Natural'Size = Integer'Size - 1

kevlar700 · December 19, 2024, 5:07pm

It is explained in some detail here.

evanescente-ondine · December 19, 2024, 11:06pm

system.ads:1:01: error: size clause not allowed for variable length type

Ok, what I wanted to do is not possible: so you’re not allowed to parametrize Object_Size or Size depending on the discriminant.

with Pack, Unchecked_Union, 
    Object_Size => (if Floatrecord.Nbits32 then 32 else 64);

The intro is big. Isn’t it preferable to read about computer architecture and assembly before?

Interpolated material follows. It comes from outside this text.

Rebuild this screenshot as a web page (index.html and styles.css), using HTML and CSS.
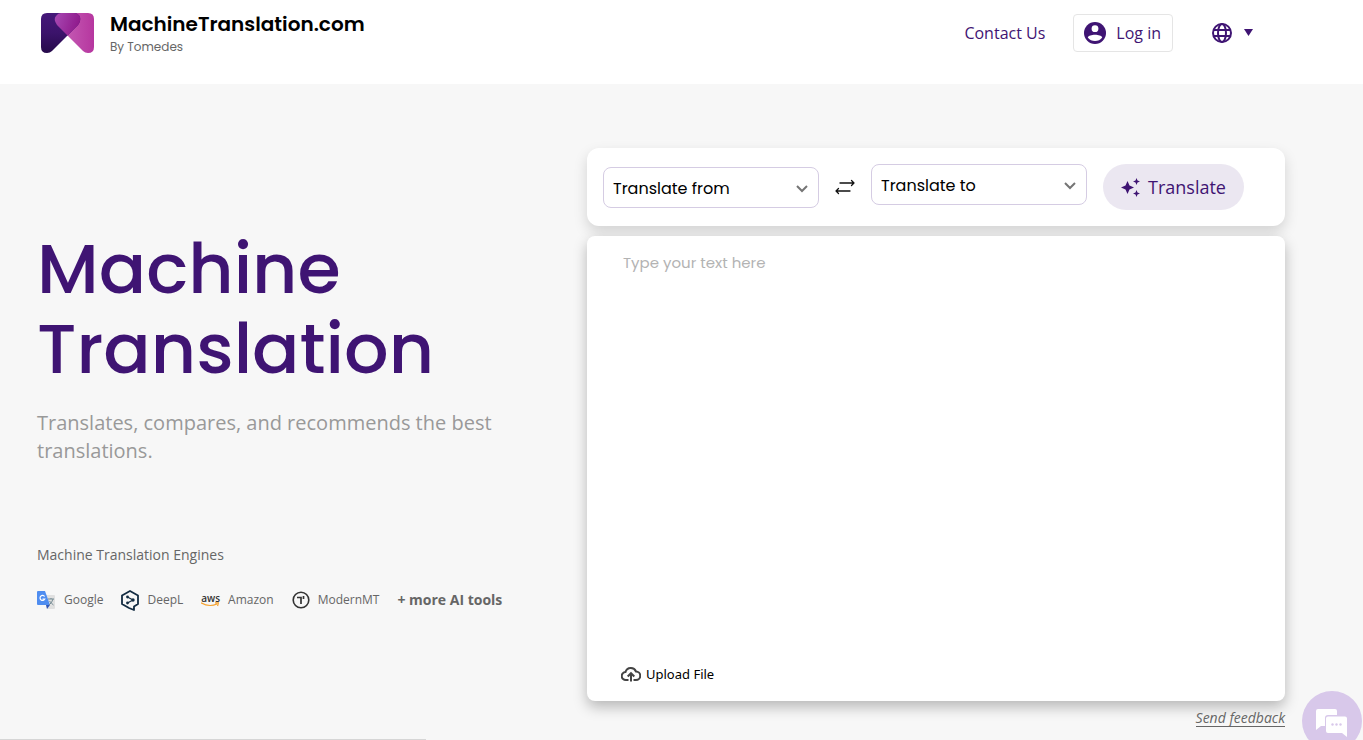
FILE: index.html
```html
<!DOCTYPE html>
<html lang="en">
<head>
<meta charset="utf-8">
<meta name="viewport" content="width=device-width, initial-scale=1">
<title>MachineTranslation.com</title>
<link rel="stylesheet" href="styles.css">
</head>
<body>
<header class="site-header">
  <a class="brand" href="#">
    <svg class="brand-logo" viewBox="0 0 53 40" aria-hidden="true">
      <defs>
        <linearGradient id="dark" x1="0" y1="0" x2="0" y2="1"><stop offset="0" stop-color="#451879"/><stop offset=".5" stop-color="#3b136b"/><stop offset="1" stop-color="#260a4a"/></linearGradient>
        <linearGradient id="pink" x1="0" y1="0" x2="1" y2="0"><stop offset="0" stop-color="#c968bb"/><stop offset="1" stop-color="#b6369f"/></linearGradient>
        <linearGradient id="mix" x1="0" y1="0" x2="1" y2=".3"><stop offset="0" stop-color="#a84ab4"/><stop offset="1" stop-color="#901a8c"/></linearGradient>
      </defs>
      <path fill="url(#pink)" d="M20 0H47Q53 0 53 6V34Q53 40 47 40Q44 40 42 38L16 12Q12 6 15 3Q17 0 20 0Z"/>
      <path fill="url(#dark)" d="M6 0H33Q37 0 39 4Q40 8 37 12L11 38Q9 40 6 40Q0 40 0 34V6Q0 0 6 0Z"/>
      <path fill="url(#mix)" d="M20 0H33Q37 0 39 4Q40 8 37 12L26.500 22.500L16 12Q12 6 15 3Q17 0 20 0Z"/>
    </svg>
    <span class="brand-text">
      <span class="brand-name">MachineTranslation.com</span>
      <span class="brand-by">By Tomedes</span>
    </span>
  </a>
  <nav class="site-nav">
    <a class="nav-link" href="#">Contact Us</a>
    <a class="login" href="#">
      <svg class="icon-user" viewBox="0 0 22 22" aria-hidden="true"><circle cx="11" cy="11" r="11" fill="#3f1473"/><circle cx="11" cy="6.700" r="3.400" fill="#fff"/><path fill="#fff" d="M3.800 15.500C5 11.900 17 11.900 18.200 15.500C15 20.300 7 20.300 3.800 15.500Z"/></svg>
      Log in
    </a>
    <button class="language" type="button" aria-label="Language">
      <svg class="icon-globe" viewBox="0 0 20 20" fill="none" stroke="#3f1473" stroke-width="2" aria-hidden="true"><circle cx="10" cy="10" r="9"/><ellipse cx="10" cy="10" rx="4" ry="9"/><path d="M1.500 7H18.500M1.500 13H18.500"/></svg>
      <svg class="icon-caret" viewBox="0 0 9 7" aria-hidden="true"><path fill="#3f1473" d="M0 0H9L4.500 7Z"/></svg>
    </button>
  </nav>
</header>
<main class="hero">
  <section class="intro">
    <h1 class="headline">Machine Translation</h1>
    <p class="tagline">Translates, compares, and recommends the best translations.</p>
    <h2 class="engines-title">Machine Translation Engines</h2>
    <ul class="engines">
      <li class="engine">
        <svg class="icon-google" viewBox="0 0 19 19" aria-hidden="true"><path fill="#e0e0e0" d="M7 4H17Q18 4 18 5V17Q18 18 17 18H10Z"/><path fill="#4f8df0" d="M1 0H8L13 14H1Q0 14 0 13V1Q0 0 1 0Z"/><path fill="#3157b7" d="M9 14H13L10 18Z"/><path d="M7.600 5.500A2.500 2.500 0 1 0 7.800 8H5.500" fill="none" stroke="#fff" stroke-width="1.200"/><path d="M11 8H17M14 7V8M16 8Q15 12 12 14M12.500 10Q14 12 16.500 14" fill="none" stroke="#758b93"/></svg>
        Google
      </li>
      <li class="engine">
        <svg class="icon-deepl" viewBox="0 0 18 21" fill="none" stroke="#122b41" aria-hidden="true"><path stroke-width="1.800" stroke-linejoin="round" d="M9 1L17 5.500V14L13 16.500V20L8 18L1 14V5.500Z"/><path stroke-width="1.200" d="M6.500 7L12 10L6.500 13"/><g fill="#122b41" stroke="none"><circle cx="6.500" cy="7" r="1.400"/><circle cx="12" cy="10" r="1.700"/><circle cx="6.500" cy="13" r="1.400"/></g></svg>
        DeepL
      </li>
      <li class="engine">
        <span class="aws-mark" aria-hidden="true">
          <span class="aws-word">aws</span>
          <svg class="aws-smile" viewBox="0 0 18 5" fill="none" stroke="#f5a12c" stroke-width="1.200"><path d="M0 .8Q8 5.500 16 2M14 .8L17.400 .8L16.600 4"/></svg>
        </span>
        Amazon
      </li>
      <li class="engine">
        <svg class="icon-mmt" viewBox="0 0 18 18" fill="none" stroke="#333" aria-hidden="true"><circle cx="9" cy="9" r="7.800" stroke-width="1.600"/><path stroke-width="1.700" d="M5 6.500H9V13M11.500 5V8"/></svg>
        ModernMT
      </li>
      <li class="engine engine-more">+ more AI tools</li>
    </ul>
  </section>
  <form class="translator">
    <div class="toolbar">
      <span class="select-box select-source">
        <select class="select" aria-label="Translate from"><option>Translate from</option></select>
        <svg class="chevron" viewBox="0 0 12 8" fill="none" stroke="#757575" stroke-width="2" aria-hidden="true"><path d="M1 1L6 6L11 1"/></svg>
      </span>
      <button class="swap" type="button" aria-label="Swap languages">
        <svg class="icon-swap" viewBox="0 0 20 16" fill="none" stroke="#111" stroke-width="1.300" stroke-linecap="round" stroke-linejoin="round" aria-hidden="true"><path d="M5 4H19M16.500 1.500L19 4L16.500 6.500M15 12H1M3.500 9.500L1 12L3.500 14.500"/></svg>
      </button>
      <span class="select-box">
        <select class="select" aria-label="Translate to"><option>Translate to</option></select>
        <svg class="chevron" viewBox="0 0 12 8" fill="none" stroke="#757575" stroke-width="2" aria-hidden="true"><path d="M1 1L6 6L11 1"/></svg>
      </span>
      <button class="translate" type="submit">
        <svg class="icon-sparkle" viewBox="0 0 19 19" fill="#3f1473" aria-hidden="true"><path d="M6.500 3L8.500 7.500L13 9.500L8.500 11.500L6.500 16L4.500 11.500L0 9.500L4.500 7.500Z"/><path d="M15.500 0L16.500 2.500L19 3.500L16.500 4.500L15.500 7L14.500 4.500L12 3.500L14.500 2.500Z"/><path d="M15.500 12L16.500 14.500L19 15.500L16.500 16.500L15.500 19L14.500 16.500L12 15.500L14.500 14.500Z"/></svg>
        Translate
      </button>
    </div>
    <div class="editor">
      <textarea class="source-text" placeholder="Type your text here" aria-label="Text to translate"></textarea>
      <button class="upload" type="button">
        <svg class="icon-cloud" viewBox="0 0 20 16" fill="none" stroke="#444" stroke-width="2" aria-hidden="true"><path d="M7.500 14H5A4 4 0 0 1 4.500 6A5.600 5.600 0 0 1 15 5.500A4.200 4.200 0 0 1 15 14H12.500M10 15.500V7.500M6.700 10.500L10 7.200L13.300 10.500"/></svg>
        Upload File
      </button>
    </div>
    <a class="feedback" href="#">Send feedback</a>
  </form>
</main>
<button class="chat" type="button" aria-label="Open chat">
  <svg class="icon-chat" viewBox="0 0 32 29" aria-hidden="true"><path fill="#fff" d="M2 0H19Q21 0 21 2V6H12Q9 6 9 9V17H5L0 21V2Q0 0 2 0Z"/><path fill="#fff" d="M12 7.500H29Q31 7.500 31 9.500V28L26 24H12Q10 24 10 22V9.500Q10 7.500 12 7.500Z"/><g fill="#d8c8ea"><circle cx="16.500" cy="15.500" r="1.200"/><circle cx="20.500" cy="15.500" r="1.200"/><circle cx="24.500" cy="15.500" r="1.200"/></g></svg>
</button>
<div class="status-edge"></div>
</body>
</html>
```
FILE: styles.css
```css
* { box-sizing: border-box; }
body {
  margin: 0;
  min-height: 100vh;
  display: flex;
  flex-direction: column;
  background: #f7f7f7;
  font-family: "Open Sans", "Noto Sans", sans-serif;
  color: #000;
}
a { color: inherit; text-decoration: none; }
button { font: inherit; border: 0; padding: 0; background: none; cursor: pointer; }
svg { display: block; flex: none; }

.site-header {
  display: flex;
  justify-content: space-between;
  align-items: flex-start;
  height: 84px;
  padding: 13px 110px 0 41px;
  background: #fff;
}
.brand { display: flex; gap: 16px; }
.brand-logo { width: 53px; height: 40px; }
.brand-text { display: flex; flex-direction: column; font-family: Poppins, Inter, sans-serif; }
.brand-name { font-size: 20px; line-height: 22px; font-weight: 600; }
.brand-by { font-size: 12px; line-height: 24px; color: #666; }
.site-nav { display: flex; align-items: center; color: #3f1473; font-size: 16px; }
.nav-link { margin-right: 28px; }
.login {
  display: flex;
  align-items: center;
  gap: 10px;
  height: 38px;
  margin: 1px 39px 0 0;
  padding: 0 11px 0 10px;
  border: 1px solid #e5e5e5;
  border-radius: 4px;
}
.icon-user { width: 22px; height: 22px; }
.language { display: flex; align-items: center; gap: 12px; }
.icon-globe { width: 20px; height: 20px; }
.icon-caret { width: 9px; height: 7px; }

.hero {
  flex: 1;
  display: grid;
  grid-template-columns: 550fr 698fr;
  align-items: start;
  padding: 64px 78px 0 37px;
}
.intro { padding-top: 81px; }
.headline {
  max-width: 480px;
  margin: 0 0 20px;
  font-family: Poppins, Inter, sans-serif;
  font-size: 70px;
  line-height: 80px;
  font-weight: 500;
  color: #3f1473;
}
.tagline {
  max-width: 480px;
  margin: 0 0 80px;
  font-size: 20px;
  line-height: 28px;
  color: #999;
}
.engines-title { margin: 0 0 24px; font-size: 14px; line-height: 20px; font-weight: 400; color: #666; }
.engines {
  display: flex;
  align-items: center;
  gap: 18px;
  margin: 0;
  padding: 0;
  list-style: none;
  font-size: 12px;
  line-height: 22px;
  color: #666;
}
.engine { display: flex; align-items: center; gap: 8px; white-space: nowrap; }
.engine-more { font-size: 14px; font-weight: 700; }
.icon-google { width: 19px; height: 19px; }
.icon-deepl { width: 18px; height: 21px; }
.icon-mmt { width: 18px; height: 18px; }
.aws-mark { display: flex; flex-direction: column; }
.aws-word { font-size: 10px; line-height: 8px; font-weight: 600; color: #333; }
.aws-smile { width: 18px; height: 5px; }

.translator { display: flex; flex-direction: column; gap: 10px; }
.toolbar {
  display: flex;
  align-items: flex-start;
  height: 78px;
  padding: 16px;
  border-radius: 12px;
  background: #fff;
  box-shadow: 0 6px 14px rgba(0, 0, 0, .15);
}
.select-box { display: grid; align-items: center; flex: 0 1 216px; }
.select-source { margin-top: 3px; }
.select {
  grid-area: 1 / 1;
  width: 100%;
  height: 41px;
  padding: 2px 32px 0 9px;
  border: 1px solid #d5cce3;
  border-radius: 8px;
  appearance: none;
  background: #fff;
  font-family: Poppins, Inter, sans-serif;
  font-size: 16px;
  color: #000;
}
.chevron { grid-area: 1 / 1; justify-self: end; width: 12px; height: 8px; margin: 2px 11px 0 0; pointer-events: none; }
.swap { display: flex; align-items: center; height: 46px; margin: 0 16px; }
.icon-swap { width: 20px; height: 16px; }
.translate {
  display: flex;
  align-items: center;
  gap: 8px;
  height: 46px;
  margin-left: 16px;
  padding: 0 18px;
  border-radius: 23px;
  background: #ebe7f1;
  color: #3f1473;
  font-size: 18px;
}
.icon-sparkle { width: 19px; height: 19px; }
.editor {
  display: flex;
  flex-direction: column;
  align-items: flex-start;
  min-height: 465px;
  padding: 14px 34px 16px;
  border-radius: 8px;
  background: #fff;
  box-shadow: 0 6px 14px rgba(0, 0, 0, .26);
}
.source-text {
  flex: 1;
  width: 100%;
  padding: 0 2px;
  border: 0;
  outline: 0;
  resize: none;
  font-family: Poppins, Inter, sans-serif;
  font-size: 15px;
  line-height: 26px;
}
.source-text::placeholder { color: #b3b3b3; }
.upload { display: flex; align-items: center; gap: 5px; font-family: "Noto Sans", sans-serif; font-size: 13px; line-height: 22px; color: #000; }
.icon-cloud { width: 20px; height: 16px; }
.feedback {
  align-self: flex-end;
  margin-top: -2px;
  border-bottom: 1px solid #666;
  font-size: 14px;
  line-height: 17px;
  font-style: italic;
  color: #666;
}
.chat {
  position: fixed;
  right: 1px;
  bottom: -11px;
  display: grid;
  place-items: center;
  width: 60px;
  height: 60px;
  padding-top: 4px;
  border-radius: 50%;
  background: #d8c8ea;
}
.icon-chat { width: 32px; height: 29px; }
.status-edge {
  position: fixed;
  left: 0;
  bottom: 0;
  width: 426px;
  height: 1px;
  background: #d6d6d6;
}
```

evanescente-ondine · December 21, 2024, 2:18pm

This intro is excellent pedagogic material.
But while I surprisingly get 95% of it all (save for the C-centric stuff which I can’t and won’t read), I have no experience of things like address arithmetic, so please enlighten me here:

with Ada.Text_IO; use Ada.Text_IO;
with System.Storage_Elements; use System.Storage_Elements;
with System.Address_To_Access_Conversions;
procedure main is
	type R is record
		X : Integer;
		Y : Integer;
	end record;
	R_Size : constant Storage_Offset := R'Object_Size / System.Storage_Unit;
	Objects : aliased array (1 .. 10) of aliased R;
	Objects_Base : constant System.Address := Objects'Address;
	Offset : Storage_Offset;
	procedure Display_R (Location : in System.Address) is
		package R_Pointers is new System.Address_To_Access_Conversions (R);
		use R_Pointers;
		Value : R renames To_Pointer (Location).all;
	begin	
		Put_line (Value.X'Image & ' ' & value.y'Image);
	end Display_R;
	begin
		Objects := ((0,0), (1,1), (2,2), (3,3), (4,4), (5,5), (6,6), (7,7), (8,8), (9,9));
		Offset := 0;
		for K in Objects'Range loop
			Display_R (Objects_Base + Offset);
			Offset := Offset + R_Size;
		end loop;
end main;

objects’component_size, R’object_size and R’size all equal to 64. I do not understand why R_size, the offset increment, is set to one byte (64/ 8). Obviously it’s correct because R_Size = R’Object_size fails, but if the purpose is to iterate through the Objects array, why does an increment of 8 work, which it should ?

kevlar700 · December 21, 2024, 3:18pm

If your code is dependent on the records size then I would always specify the records size in any case.